Rescapés du génocide des Tutsi de 1994 : les singularités d'une parole

Card Number 34832

Number
34832
Author
Faucheux, Amélie
Date
12 septembre 2022
Ymd
20220912
Title
Rescapés du génocide des Tutsi de 1994 : les singularités d'une parole
Size
269238 bytes
Pages nb.
11
Source
Type
Conférence
Language
en
Abstract
Without reducing the singularity of the survivors to a unique way of being and expression, and without covering all the complexity and diversity of their experiences, we find specificities in the words of those in Rwanda who, for having been there in 1994, for having been hunted and escaped the massacres, tell their stories. Perhaps six main specificities, three in form, three in substance. A word first often carried by women, those who survived the killings the most, and where a tone of murmur of disconcerting delicacy is confused, almost apologizing for existing in the face of the immensity of the violence suffered and the courage to survive it. A word devastated by solitude, that of a physically and emotionally incandescent pain that isolates them, caught in the paradox of a feeling of paralysis in the face of the lack of words and the enigma of the event, and yet devoured by the desire to be heard: a word that demands time and repeats itself.
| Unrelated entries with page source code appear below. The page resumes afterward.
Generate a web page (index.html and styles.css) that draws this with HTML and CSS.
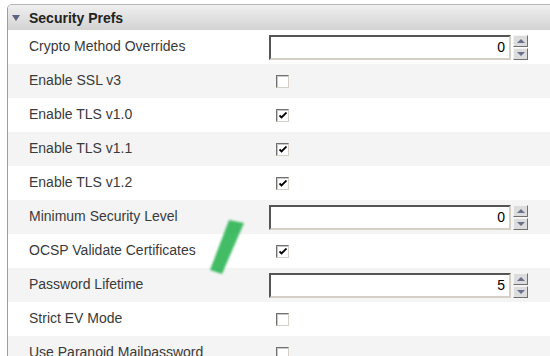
FILE: index.html
```html
<!DOCTYPE html>
<html lang="en">
<head>
  <meta charset="UTF-8" />
  <title>Security Prefs</title>
  <link rel="stylesheet" href="styles.css">
</head>
<body>
  <div class="panel">
    <div class="panel-head">
      <span class="twisty"></span>
      <span class="panel-title">Security Prefs</span>
    </div>

    <div class="pref">
      <span class="pref-name">Crypto Method Overrides</span>
      <div class="spin">
        <input type="text" class="spin-field" value="0" readonly>
        <div class="spin-btns"><span class="spin-up"></span><span class="spin-down"></span></div>
      </div>
    </div>
    <div class="pref">
      <span class="pref-name">Enable SSL v3</span>
      <span class="check"></span>
    </div>
    <div class="pref">
      <span class="pref-name">Enable TLS v1.0</span>
      <span class="check on"><svg viewBox="0 0 8 7" width="8" height="7"><path d="M0.5 3.5 L2.5 5.5 L7.5 0.5" fill="none" stroke="#000" stroke-width="1.8"/></svg></span>
    </div>
    <div class="pref">
      <span class="pref-name">Enable TLS v1.1</span>
      <span class="check on"><svg viewBox="0 0 8 7" width="8" height="7"><path d="M0.5 3.5 L2.5 5.5 L7.5 0.5" fill="none" stroke="#000" stroke-width="1.8"/></svg></span>
    </div>
    <div class="pref">
      <span class="pref-name">Enable TLS v1.2</span>
      <span class="check on"><svg viewBox="0 0 8 7" width="8" height="7"><path d="M0.5 3.5 L2.5 5.5 L7.5 0.5" fill="none" stroke="#000" stroke-width="1.8"/></svg></span>
    </div>
    <div class="pref">
      <span class="pref-name">Minimum Security Level</span>
      <div class="spin">
        <input type="text" class="spin-field" value="0" readonly>
        <div class="spin-btns"><span class="spin-up"></span><span class="spin-down"></span></div>
      </div>
    </div>
    <div class="pref">
      <span class="pref-name">OCSP Validate Certificates</span>
      <span class="check on"><svg viewBox="0 0 8 7" width="8" height="7"><path d="M0.5 3.5 L2.5 5.5 L7.5 0.5" fill="none" stroke="#000" stroke-width="1.8"/></svg></span>
    </div>
    <div class="pref">
      <span class="pref-name">Password Lifetime</span>
      <div class="spin">
        <input type="text" class="spin-field" value="5" readonly>
        <div class="spin-btns"><span class="spin-up"></span><span class="spin-down"></span></div>
      </div>
    </div>
    <div class="pref">
      <span class="pref-name">Strict EV Mode</span>
      <span class="check"></span>
    </div>
    <div class="pref">
      <span class="pref-name">Use Paranoid Mailpassword</span>
      <span class="check"></span>
    </div>
  </div>

  <!-- green highlighter mark over the list -->
  <svg class="marker" width="50" height="64" viewBox="0 0 50 64">
    <defs>
      <filter id="soft"><feGaussianBlur stdDeviation="1.3"/></filter>
    </defs>
    <polygon points="27,4 42,7 20,58 8,54" fill="#22b14c" opacity="0.85" filter="url(#soft)"/>
  </svg>
</body>
</html>
```

FILE: styles.css
```css
body {
  margin: 0;
  background: #fff;
  font-family: "Liberation Sans", Arial, sans-serif;
  overflow: hidden;
}
.panel {
  margin: 4px 0 0 7px;
  border-left: 1px solid #9c9c9c;
  border-top: 1px solid #b4b4b4;
  border-top-left-radius: 5px;
  width: 600px;
}
.panel-head {
  display: flex;
  align-items: center;
  height: 25px;
  padding-left: 4px;
  background: linear-gradient(#efefef, #d3d3d3);
  border-top-left-radius: 4px;
}
.twisty {
  width: 0;
  height: 0;
  border-left: 4px solid transparent;
  border-right: 4px solid transparent;
  border-top: 6px solid #5c6280;
  margin-right: 9px;
}
.panel-title {
  font-size: 14px;
  font-weight: bold;
  color: #222;
}
.pref {
  display: flex;
  align-items: center;
  height: 34px;
  padding-left: 21px;
  background: #fff;
}
.pref:nth-of-type(odd) {
  background: #f4f4f4;
}
.pref-name {
  width: 240px;
  padding-bottom: 2px;
  font-size: 14px;
  color: #3a3a3a;
}
.check {
  box-sizing: border-box;
  width: 13px;
  height: 13px;
  margin-left: 7px;
  margin-top: 1px;
  background: #fff;
  border: 1px solid;
  border-color: #707070 #d4d0c8 #d4d0c8 #707070;
  box-shadow: inset 1px 1px 0 #c8c8c8;
  display: flex;
  align-items: center;
  justify-content: center;
}
.spin {
  display: flex;
  align-items: center;
}
.spin-field {
  box-sizing: border-box;
  width: 242px;
  height: 25px;
  margin: 0;
  padding: 0 4px 0 0;
  border: 2px solid;
  border-color: #555 #d4d0c8 #d4d0c8 #555;
  background: #fff;
  text-align: right;
  font-family: "Liberation Sans", Arial, sans-serif;
  font-size: 14px;
  color: #000;
  outline: none;
}
.spin-btns {
  display: flex;
  flex-direction: column;
  gap: 1px;
  margin-left: 2px;
}
.spin-up,
.spin-down {
  box-sizing: border-box;
  width: 15px;
  height: 12px;
  background: #dcdcdc;
  border: 1px solid;
  border-color: #f4f4f4 #707070 #707070 #f4f4f4;
  display: flex;
  align-items: center;
  justify-content: center;
}
.spin-up::after,
.spin-down::after {
  content: "";
  width: 0;
  height: 0;
  border-left: 4px solid transparent;
  border-right: 4px solid transparent;
}
.spin-up::after {
  border-bottom: 4px solid #6a6f8a;
}
.spin-down::after {
  border-top: 4px solid #6a6f8a;
}
.marker {
  position: absolute;
  left: 202px;
  top: 216px;
}
```
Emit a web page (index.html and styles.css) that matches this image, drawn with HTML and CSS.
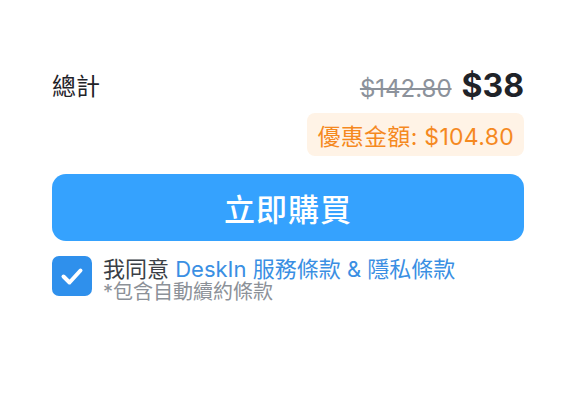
FILE: index.html
```html
<!DOCTYPE html>
<html lang="zh-Hant">
<head>
<meta charset="utf-8">
<link rel="stylesheet" href="styles.css">
</head>
<body>
<div class="panel">
  <div class="total-row">
    <span class="total-label">總計</span>
    <span class="prices">
      <span class="price-old">$142.80</span>
      <span class="price-new">$38</span>
    </span>
  </div>
  <div class="discount-row">
    <span class="discount">優惠金額: $104.80</span>
  </div>
  <button class="buy-btn" type="button">立即購買</button>
  <div class="agree">
    <span class="checkbox">
      <svg viewBox="0 0 40 40" width="40" height="40"><path d="M11.5 20.5 L17.5 26.5 L28.5 14.5" fill="none" stroke="#fff" stroke-width="4" stroke-linecap="round" stroke-linejoin="round"/></svg>
    </span>
    <div class="agree-text">
      <div class="agree-main">我同意 <span class="link">DeskIn 服務條款</span> <span class="link">&amp; 隱私條款</span></div>
      <div class="agree-note">*包含自動續約條款</div>
    </div>
  </div>
</div>
</body>
</html>
```
FILE: styles.css
```css
* { box-sizing: border-box; }
html, body { margin: 0; padding: 0; background: #fff; }
body {
  font-family: "Inter", "Noto Sans CJK TC", sans-serif;
  color: #1f2329;
  width: 576px;
  height: 400px;
}
.panel {
  padding: 66px 52px 0 52px;
}
.total-row {
  display: flex;
  justify-content: space-between;
  align-items: baseline;
}
.total-label {
  font-size: 24px;
  color: #1f2329;
  position: relative;
  top: -2px;
}
.prices {
  display: flex;
  align-items: baseline;
  gap: 10px;
}
.price-old {
  font-size: 24px;
  color: #8c929b;
  text-decoration: line-through;
  text-decoration-thickness: 2px;
}
.price-new {
  font-size: 32px;
  font-weight: 700;
  color: #1f2329;
}
.discount-row {
  display: flex;
  justify-content: flex-end;
  margin-top: 8px;
}
.discount {
  display: flex;
  align-items: center;
  height: 43px;
  padding: 0 10px;
  background: #fff3e6;
  border-radius: 8px;
  color: #f5891f;
  font-size: 23px;
  letter-spacing: 0.3px;
}
.buy-btn {
  display: flex;
  align-items: center;
  justify-content: center;
  width: 100%;
  height: 67px;
  margin-top: 18px;
  border: none;
  border-radius: 14px;
  background: #35a2fe;
  color: #fff;
  font-family: inherit;
  font-size: 31px;
  font-weight: 500;
  letter-spacing: 1px;
  padding: 0;
}
.agree {
  display: flex;
  align-items: flex-start;
  gap: 11px;
  margin-top: 15px;
}
.checkbox {
  flex: none;
  width: 40px;
  height: 40px;
  border-radius: 7px;
  background: #2f90ec;
  display: flex;
}
.agree-text {
  display: flex;
  flex-direction: column;
}
.agree-main {
  font-size: 22px;
  line-height: 26px;
  color: #3a3f46;
}
.link { color: #3a8fe3; }
.agree-note {
  font-size: 20px;
  line-height: 20px;
  color: #8c9198;
}
```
A word finally, despite dissociative amnesias, marked by an almost autistic sense of detail, of an “eidetic”, photographic, extraordinary memory of the massacres. A word that also has its goals: the fight against indifference, the transmission of a universal History that passes through the intimate in the hope that the past will not be replayed and that wants to recall the presence of an incomparable ocean of deceased but whose mourning is partly possible thanks to the work of memory. Where telling is a fight against the ultimate disappearance, the ardent, indispensable desire to remind the killers that they did not succeed in completely killing those who remain alive, nor in completely killing those who are dead. Those whom the genocide wanted to strip of their dignity down to the smallest trace, from their clothes to the stones of their houses, but against whose will words stand to attest to existence and humanity.